Heck no, I worry about 1K bytes extra per executable to keep the load time(s) down. 9k bytes is a big deal.

Mellvik commented 5 days ago

Thank you @ghaerr. It occurs to me that what makes this discussion worthwhile (and interesting) is the fact that we're approaching it from entirely different angles. Somewhat simplified - mine is from the XT side (low end, 640k max, maybe less), yours is from the 386 and more resourceful end.

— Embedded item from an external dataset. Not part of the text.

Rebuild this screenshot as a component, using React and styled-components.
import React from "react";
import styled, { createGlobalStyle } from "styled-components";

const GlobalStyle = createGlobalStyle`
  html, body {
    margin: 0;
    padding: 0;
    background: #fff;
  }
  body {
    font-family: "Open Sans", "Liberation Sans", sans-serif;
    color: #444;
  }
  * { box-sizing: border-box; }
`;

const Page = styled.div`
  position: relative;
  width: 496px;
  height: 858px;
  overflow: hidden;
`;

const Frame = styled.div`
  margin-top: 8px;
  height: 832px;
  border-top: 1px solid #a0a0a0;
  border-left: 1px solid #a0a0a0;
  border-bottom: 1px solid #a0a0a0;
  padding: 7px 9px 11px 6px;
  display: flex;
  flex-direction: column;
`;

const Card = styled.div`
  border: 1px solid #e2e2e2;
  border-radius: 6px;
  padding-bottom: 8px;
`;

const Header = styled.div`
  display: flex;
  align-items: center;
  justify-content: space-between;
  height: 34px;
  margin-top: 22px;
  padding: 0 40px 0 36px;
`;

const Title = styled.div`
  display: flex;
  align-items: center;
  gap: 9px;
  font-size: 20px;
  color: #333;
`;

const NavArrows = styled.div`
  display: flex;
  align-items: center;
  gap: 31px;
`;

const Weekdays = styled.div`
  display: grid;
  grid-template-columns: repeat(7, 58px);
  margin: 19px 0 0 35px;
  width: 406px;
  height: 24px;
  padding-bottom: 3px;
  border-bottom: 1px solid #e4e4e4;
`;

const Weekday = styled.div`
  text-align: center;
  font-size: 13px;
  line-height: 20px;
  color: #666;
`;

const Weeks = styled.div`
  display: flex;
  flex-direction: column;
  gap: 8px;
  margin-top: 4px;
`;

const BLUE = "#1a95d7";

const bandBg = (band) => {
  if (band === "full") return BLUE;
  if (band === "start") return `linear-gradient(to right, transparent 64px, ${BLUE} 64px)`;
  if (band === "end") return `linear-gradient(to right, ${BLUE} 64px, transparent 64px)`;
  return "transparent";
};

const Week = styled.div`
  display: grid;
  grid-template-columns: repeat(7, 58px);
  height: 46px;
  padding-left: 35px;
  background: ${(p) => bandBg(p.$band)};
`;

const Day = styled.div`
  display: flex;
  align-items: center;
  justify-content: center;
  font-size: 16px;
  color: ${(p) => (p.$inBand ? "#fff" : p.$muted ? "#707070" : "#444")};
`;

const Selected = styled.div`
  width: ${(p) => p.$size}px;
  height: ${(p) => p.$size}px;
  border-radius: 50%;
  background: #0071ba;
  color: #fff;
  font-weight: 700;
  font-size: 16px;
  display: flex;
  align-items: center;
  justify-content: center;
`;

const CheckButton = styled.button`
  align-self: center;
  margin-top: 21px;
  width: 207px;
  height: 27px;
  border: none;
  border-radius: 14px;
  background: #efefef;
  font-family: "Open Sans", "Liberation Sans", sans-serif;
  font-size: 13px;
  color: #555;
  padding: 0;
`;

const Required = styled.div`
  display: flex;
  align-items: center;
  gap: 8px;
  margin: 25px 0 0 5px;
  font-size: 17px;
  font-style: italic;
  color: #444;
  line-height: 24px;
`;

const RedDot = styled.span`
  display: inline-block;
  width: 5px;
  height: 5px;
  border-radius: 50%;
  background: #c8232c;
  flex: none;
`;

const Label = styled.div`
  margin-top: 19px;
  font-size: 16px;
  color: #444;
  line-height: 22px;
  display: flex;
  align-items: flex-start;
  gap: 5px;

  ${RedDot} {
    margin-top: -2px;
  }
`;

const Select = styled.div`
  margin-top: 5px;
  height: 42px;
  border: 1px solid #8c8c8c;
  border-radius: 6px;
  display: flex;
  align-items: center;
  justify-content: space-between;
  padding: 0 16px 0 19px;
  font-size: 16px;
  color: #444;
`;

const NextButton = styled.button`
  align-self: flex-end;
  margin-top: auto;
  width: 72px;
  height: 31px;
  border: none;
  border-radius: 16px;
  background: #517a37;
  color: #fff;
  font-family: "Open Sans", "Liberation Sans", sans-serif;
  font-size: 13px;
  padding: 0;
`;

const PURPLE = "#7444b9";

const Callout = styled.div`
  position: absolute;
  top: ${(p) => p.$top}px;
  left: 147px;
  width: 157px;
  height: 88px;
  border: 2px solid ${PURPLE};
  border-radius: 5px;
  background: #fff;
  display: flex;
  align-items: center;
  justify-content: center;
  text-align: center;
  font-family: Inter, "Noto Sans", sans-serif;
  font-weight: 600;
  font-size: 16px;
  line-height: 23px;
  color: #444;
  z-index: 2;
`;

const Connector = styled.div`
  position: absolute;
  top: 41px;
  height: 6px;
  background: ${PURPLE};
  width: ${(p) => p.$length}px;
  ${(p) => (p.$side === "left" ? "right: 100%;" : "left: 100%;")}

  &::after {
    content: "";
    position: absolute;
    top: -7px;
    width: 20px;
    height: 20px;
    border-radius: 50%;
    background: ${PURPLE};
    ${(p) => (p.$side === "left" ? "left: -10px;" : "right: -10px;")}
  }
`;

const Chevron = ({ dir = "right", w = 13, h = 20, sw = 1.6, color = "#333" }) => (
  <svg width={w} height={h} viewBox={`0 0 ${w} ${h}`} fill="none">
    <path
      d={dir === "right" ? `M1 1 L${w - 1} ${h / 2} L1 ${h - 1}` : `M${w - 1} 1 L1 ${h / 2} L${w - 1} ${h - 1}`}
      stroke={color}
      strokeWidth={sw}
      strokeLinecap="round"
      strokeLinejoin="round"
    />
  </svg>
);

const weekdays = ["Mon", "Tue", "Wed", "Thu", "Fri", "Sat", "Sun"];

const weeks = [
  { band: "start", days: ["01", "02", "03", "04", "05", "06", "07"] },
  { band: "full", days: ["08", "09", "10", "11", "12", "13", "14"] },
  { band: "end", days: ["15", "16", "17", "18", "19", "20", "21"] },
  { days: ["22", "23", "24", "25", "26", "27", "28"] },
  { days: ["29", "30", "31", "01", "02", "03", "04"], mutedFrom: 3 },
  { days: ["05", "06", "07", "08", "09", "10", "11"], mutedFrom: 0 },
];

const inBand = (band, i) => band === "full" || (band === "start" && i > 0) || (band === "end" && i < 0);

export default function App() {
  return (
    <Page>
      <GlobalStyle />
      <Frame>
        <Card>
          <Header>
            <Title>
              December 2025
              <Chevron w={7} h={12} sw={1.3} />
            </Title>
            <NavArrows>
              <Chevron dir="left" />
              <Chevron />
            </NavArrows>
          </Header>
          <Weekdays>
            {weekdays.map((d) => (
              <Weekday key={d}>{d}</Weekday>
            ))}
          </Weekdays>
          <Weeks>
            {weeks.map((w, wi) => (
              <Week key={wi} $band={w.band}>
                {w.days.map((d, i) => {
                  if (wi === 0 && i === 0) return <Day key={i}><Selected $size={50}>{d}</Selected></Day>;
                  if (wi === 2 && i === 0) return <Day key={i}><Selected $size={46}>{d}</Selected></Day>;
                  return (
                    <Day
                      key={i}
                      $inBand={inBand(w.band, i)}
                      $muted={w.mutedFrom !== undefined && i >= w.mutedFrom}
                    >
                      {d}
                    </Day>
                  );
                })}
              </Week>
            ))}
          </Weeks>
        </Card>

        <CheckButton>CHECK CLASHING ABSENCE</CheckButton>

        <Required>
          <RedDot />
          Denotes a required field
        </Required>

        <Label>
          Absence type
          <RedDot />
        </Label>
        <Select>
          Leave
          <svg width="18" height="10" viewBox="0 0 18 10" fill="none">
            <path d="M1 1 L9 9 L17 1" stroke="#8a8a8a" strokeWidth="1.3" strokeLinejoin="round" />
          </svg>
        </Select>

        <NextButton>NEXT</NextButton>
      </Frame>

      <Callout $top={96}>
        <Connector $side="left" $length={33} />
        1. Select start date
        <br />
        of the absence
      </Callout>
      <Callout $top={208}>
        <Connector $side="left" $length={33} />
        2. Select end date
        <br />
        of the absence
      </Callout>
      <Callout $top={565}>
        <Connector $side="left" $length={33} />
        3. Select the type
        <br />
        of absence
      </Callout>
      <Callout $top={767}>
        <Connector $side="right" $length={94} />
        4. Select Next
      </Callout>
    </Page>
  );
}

I agree with most of your conclusion although not necessarily how to get there (that's what makes it interesting, isn't it?). A few points:

The discussion is relevant only if a floppy is used to boot and run the system. This is unlikely for a high end system except in a debugging situation or a crisis (something broke), IOW a short term thing. On a low end XT type system it may be a permanent or semi-permanent situation (no disk or no driver available), and optimization becomes a necessity.
XT type/level systems have 360k or 720k floppies. These floppies have 9 sectors per track, so the 18 sector track buffer is always 50% unused. This was the motivation for introducing the full cylinder cache a while back, using the entire buffer, which turned out to be less than helpful. And this is the rationale behind my suggestion to possibly reduce the track buffer by 50%. 4.5K wasted all the time is bad. A possible solution is - if the track buffer is kept - to make the size a compile time/configuration option too.
That said, it may be argued that if a 9 sector track buffer is good enough for the systems that need the performance boost most, it's good enough for all.
I think the assumption that performance is primarily related to loading progams is wrong. Most programs and most of the work we do on the system, manipulate data, i.e. files, in many (most?) cases many files per invocation of a program. Copying, filtering, merging, counting, summing, splitting, archiving, scripting etc etc etc. So it's a mix and the system is file access intensive meaning there is frequent access to metadata which in turn is purging the track buffer. Thus my benchmarks were doing file copying, to/from/between floppy disks and always purging the buffer system in between. The test were confirming what I'd seen in general use of the system over weeks.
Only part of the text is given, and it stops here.